ROANOKE TIMES 
                      Copyright (c) 1997, Roanoke Times

DATE: Sunday, March 30, 1997                 TAG: 9703280036
SECTION: BUSINESS                 PAGE: 3    EDITION: METRO 
SOURCE: JEFF STURGEON THE ROANOKE TIMES| 


WORK PLACE DIVERSITY PROVING IT CAN BE GOOD BUSINESS

More than a passing management fad, workforce diversity is a fundamental at some of the nation's largest companies. It is credited with making some of them more profitable.

"The best way to address diversity is to read the bottom line. How does this make us a better company?," asked Victor Cardwell, a black lawyer with Woods, Rogers & Hazlegrove in Roanoke.

He advises companies on employment issues, adding "Roanoke Valley employers are attuned to the issue."

According to one national expert, many companies are uneasy about supporting diversity programs for business reasons. "They think it should only be for 'societal good.' I think that's secondary," said Patricia Digh, former vice president of international and diversity programs at the Society for Human Resource Management, an Alexandria trade group for personnel directors.

Consider the case of Avon Products for insight into why corporate America is embracing diversity programs. The New York seller of cosmetics and related beauty products is drawing higher sales from the growing population of Asian women in the United States since it hired more Asian salespeople to demonstrate makeup, said Digh, now a diversity consultant.

In another example, The Mirage hotel and casino in Las Vegas is one preferred destination for disabled people. The reason: It hired and then consulted a group of wheelchair users on how the hotel could become more friendly to the disabled.

Nonstandard workers, Digh said, are one of the new "secret tools" of American business.

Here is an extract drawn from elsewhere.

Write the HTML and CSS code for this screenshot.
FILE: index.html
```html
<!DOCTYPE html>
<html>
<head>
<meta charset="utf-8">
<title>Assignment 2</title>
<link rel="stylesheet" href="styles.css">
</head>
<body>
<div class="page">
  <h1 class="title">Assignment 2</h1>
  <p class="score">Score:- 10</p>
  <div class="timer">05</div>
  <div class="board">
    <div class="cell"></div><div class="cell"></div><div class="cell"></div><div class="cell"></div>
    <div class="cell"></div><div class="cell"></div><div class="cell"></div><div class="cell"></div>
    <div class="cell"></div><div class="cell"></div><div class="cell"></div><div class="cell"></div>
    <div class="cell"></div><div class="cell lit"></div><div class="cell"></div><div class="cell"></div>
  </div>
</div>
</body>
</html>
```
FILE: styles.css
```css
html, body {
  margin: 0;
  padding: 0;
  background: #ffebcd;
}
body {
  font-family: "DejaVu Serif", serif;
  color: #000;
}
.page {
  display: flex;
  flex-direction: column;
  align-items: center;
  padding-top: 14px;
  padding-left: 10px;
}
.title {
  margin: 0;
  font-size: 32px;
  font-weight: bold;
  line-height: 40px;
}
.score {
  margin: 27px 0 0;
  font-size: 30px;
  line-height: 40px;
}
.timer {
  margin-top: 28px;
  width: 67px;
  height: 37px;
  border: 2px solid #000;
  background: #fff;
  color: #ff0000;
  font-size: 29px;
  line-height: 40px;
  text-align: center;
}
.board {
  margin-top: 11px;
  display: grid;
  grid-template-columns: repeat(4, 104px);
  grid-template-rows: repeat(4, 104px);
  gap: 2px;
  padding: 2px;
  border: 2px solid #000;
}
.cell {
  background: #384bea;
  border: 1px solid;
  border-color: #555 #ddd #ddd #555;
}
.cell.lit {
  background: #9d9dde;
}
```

For the story's flipside, consider the case of Texaco. The worldwide petroleum company, based in White Plains, N.Y., four months ago agreed to pay the largest race discrimination settlement in the nation's history. Company officials admitted a racism problem after release of a taped conversation among executives. The $176 million judgment will pay for back wages and future raises for black employees and to set up a task force on diversity training and sensitivity. It is under a boycott and saw its stock price fall.

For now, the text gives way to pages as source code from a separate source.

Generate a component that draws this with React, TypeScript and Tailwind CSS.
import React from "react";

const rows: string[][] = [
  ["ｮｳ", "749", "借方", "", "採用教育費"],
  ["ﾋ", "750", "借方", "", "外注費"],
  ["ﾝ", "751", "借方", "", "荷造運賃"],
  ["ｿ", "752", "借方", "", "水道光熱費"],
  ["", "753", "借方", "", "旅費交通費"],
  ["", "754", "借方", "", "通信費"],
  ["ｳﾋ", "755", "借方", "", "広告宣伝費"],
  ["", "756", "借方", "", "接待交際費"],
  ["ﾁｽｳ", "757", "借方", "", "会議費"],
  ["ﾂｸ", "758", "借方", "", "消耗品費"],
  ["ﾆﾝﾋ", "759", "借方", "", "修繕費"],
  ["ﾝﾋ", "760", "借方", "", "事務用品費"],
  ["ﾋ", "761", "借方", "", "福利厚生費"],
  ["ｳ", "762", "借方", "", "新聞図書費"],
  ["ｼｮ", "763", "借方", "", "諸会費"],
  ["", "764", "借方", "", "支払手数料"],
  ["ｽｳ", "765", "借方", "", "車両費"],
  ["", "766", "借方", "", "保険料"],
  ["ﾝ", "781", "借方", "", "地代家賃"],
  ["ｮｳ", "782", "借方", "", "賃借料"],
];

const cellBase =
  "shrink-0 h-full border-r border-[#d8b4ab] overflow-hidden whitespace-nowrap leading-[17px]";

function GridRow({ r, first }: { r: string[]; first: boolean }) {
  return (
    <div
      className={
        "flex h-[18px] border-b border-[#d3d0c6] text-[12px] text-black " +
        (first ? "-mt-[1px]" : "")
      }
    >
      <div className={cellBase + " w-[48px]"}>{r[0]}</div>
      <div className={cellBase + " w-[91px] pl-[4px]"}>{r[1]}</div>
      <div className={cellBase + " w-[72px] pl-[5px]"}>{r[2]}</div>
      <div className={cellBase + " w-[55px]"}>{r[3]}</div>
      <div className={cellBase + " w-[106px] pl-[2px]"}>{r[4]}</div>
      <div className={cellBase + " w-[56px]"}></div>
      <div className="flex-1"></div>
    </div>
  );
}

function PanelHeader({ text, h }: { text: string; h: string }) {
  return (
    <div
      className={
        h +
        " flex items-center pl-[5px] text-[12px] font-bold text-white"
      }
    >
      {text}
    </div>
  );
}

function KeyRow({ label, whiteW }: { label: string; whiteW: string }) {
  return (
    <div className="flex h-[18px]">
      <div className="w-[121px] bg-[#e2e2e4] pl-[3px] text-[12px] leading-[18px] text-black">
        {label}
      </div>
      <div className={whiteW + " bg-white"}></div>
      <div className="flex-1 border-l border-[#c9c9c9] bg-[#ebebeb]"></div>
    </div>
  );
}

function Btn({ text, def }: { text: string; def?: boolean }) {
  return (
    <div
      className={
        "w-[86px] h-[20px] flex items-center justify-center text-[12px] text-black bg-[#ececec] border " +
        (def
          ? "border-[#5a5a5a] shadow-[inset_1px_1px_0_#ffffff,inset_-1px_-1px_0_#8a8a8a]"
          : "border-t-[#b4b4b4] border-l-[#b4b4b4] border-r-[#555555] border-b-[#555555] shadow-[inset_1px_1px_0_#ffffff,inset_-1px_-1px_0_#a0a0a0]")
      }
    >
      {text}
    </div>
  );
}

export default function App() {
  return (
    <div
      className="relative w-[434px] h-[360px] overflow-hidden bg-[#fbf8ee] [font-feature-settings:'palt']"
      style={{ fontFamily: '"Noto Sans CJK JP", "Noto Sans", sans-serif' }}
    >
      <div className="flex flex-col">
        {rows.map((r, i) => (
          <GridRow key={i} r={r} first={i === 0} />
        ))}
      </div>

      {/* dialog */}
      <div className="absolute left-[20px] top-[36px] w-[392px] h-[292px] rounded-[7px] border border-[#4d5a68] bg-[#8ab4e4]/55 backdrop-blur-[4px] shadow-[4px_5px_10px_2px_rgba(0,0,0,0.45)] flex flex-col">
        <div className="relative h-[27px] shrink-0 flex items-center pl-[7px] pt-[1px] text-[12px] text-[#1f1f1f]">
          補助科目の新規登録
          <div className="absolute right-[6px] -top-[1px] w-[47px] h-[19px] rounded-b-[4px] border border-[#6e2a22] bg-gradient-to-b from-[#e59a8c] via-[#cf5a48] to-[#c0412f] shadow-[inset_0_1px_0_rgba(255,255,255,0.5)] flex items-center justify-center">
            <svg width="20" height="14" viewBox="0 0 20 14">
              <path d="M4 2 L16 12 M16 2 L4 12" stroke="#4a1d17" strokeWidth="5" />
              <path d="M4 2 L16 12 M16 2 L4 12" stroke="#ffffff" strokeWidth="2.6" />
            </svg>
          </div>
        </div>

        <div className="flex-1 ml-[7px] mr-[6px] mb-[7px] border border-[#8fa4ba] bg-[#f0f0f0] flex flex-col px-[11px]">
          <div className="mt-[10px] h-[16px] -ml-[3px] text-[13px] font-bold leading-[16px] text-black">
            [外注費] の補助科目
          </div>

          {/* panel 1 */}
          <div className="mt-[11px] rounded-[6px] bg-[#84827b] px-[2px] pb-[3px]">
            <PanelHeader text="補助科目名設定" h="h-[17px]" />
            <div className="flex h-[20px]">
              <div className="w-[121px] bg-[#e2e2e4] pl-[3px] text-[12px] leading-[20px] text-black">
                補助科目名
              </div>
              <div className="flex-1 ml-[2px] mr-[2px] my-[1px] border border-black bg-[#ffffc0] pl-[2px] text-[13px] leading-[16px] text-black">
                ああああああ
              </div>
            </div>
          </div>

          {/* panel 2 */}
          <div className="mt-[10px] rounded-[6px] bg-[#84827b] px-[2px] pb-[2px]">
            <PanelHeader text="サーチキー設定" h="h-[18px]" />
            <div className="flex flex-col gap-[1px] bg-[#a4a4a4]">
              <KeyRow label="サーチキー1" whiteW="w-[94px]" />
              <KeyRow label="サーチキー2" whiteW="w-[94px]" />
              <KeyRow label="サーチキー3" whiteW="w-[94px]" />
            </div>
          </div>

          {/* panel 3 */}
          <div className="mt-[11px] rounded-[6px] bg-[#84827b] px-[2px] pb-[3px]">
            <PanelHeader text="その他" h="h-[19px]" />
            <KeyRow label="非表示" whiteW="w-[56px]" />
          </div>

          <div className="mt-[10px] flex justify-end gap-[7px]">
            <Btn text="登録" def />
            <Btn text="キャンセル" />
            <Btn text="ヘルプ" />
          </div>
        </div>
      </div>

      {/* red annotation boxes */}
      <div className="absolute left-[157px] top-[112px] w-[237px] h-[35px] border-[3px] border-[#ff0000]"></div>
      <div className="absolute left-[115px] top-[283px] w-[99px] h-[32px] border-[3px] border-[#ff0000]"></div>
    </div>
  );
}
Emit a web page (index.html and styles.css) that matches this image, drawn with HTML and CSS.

Texaco Chairman Peter Bijur, who apologized publicly but denied knowledge of any bias problem before the tapes were played, told Black Entertainment Television: "We're going to change."

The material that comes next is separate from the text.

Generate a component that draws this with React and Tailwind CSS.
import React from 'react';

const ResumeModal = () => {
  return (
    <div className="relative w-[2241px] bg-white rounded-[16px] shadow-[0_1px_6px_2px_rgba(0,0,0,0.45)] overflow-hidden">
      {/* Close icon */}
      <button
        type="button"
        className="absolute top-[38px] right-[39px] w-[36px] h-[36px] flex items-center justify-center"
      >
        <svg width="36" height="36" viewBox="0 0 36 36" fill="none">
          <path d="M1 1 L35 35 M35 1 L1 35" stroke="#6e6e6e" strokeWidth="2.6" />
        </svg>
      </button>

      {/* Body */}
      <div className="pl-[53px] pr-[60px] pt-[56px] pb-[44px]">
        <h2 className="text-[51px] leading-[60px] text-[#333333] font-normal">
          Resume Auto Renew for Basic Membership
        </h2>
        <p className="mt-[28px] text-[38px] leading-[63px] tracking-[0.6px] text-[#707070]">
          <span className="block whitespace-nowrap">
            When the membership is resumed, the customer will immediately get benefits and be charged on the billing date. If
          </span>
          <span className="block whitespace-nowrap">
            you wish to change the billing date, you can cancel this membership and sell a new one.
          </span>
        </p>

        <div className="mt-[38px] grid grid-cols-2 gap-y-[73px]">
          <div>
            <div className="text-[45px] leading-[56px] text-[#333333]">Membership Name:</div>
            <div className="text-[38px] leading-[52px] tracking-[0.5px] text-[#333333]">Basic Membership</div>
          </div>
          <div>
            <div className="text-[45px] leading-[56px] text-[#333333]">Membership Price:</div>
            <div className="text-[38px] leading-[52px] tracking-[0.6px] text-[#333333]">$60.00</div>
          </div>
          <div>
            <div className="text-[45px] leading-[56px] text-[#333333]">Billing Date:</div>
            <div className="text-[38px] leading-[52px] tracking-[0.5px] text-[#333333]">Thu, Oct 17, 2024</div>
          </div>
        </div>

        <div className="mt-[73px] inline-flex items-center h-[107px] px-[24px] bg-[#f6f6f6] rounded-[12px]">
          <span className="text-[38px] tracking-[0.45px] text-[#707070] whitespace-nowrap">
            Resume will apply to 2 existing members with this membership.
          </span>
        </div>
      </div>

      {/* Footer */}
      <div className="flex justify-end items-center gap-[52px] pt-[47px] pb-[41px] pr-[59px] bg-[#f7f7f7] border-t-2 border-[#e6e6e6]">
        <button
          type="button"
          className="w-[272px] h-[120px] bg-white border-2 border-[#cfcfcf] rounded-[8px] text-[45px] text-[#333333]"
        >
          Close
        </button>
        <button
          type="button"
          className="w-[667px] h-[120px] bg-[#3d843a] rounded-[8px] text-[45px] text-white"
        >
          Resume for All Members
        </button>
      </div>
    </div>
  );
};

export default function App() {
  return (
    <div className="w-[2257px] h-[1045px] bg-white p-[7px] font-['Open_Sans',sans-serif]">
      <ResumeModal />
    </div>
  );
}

The list of companies recently embroiled in discrimination charges is long. Lockheed Martin Corp. of Bethesda, Md., agreed to pay $13 million in one of the nation's biggest age discrimination settlements. Chevron Corp. of San Francisco agreed to a proposed settlement under which it would pay $8.5 million to settle a class-action lawsuit that alleges it discriminated against hundreds of women in pay, promotions and assignments.

And a federal judge said he will oversee employment practices at Circuit City Stores for five years, after a jury found the home electronics retailer denied promotions to blacks at its Richmond headquarters. The case is under appeal.

Chicago-based R.R. Donnelley & Sons Co., the company building a book factory in Roanoke County, recently was accused in a lawsuit of laying off hundreds of black workers while giving less-experienced white employees jobs at other plants.

Just last week, the federal Equal Employment Opportunity Commission accused United Parcel Service in San Francisco of discrimination against the disabled for allegedly denying truck driving jobs to people with use of only one eye who nonetheless were qualified drivers. And, Norfolk Southern Corp. faces trial May 12 in Birmingham, Ala., in a class-action lawsuit by hundreds of its black employees. The workers are charging discrimination in hiring and promotions.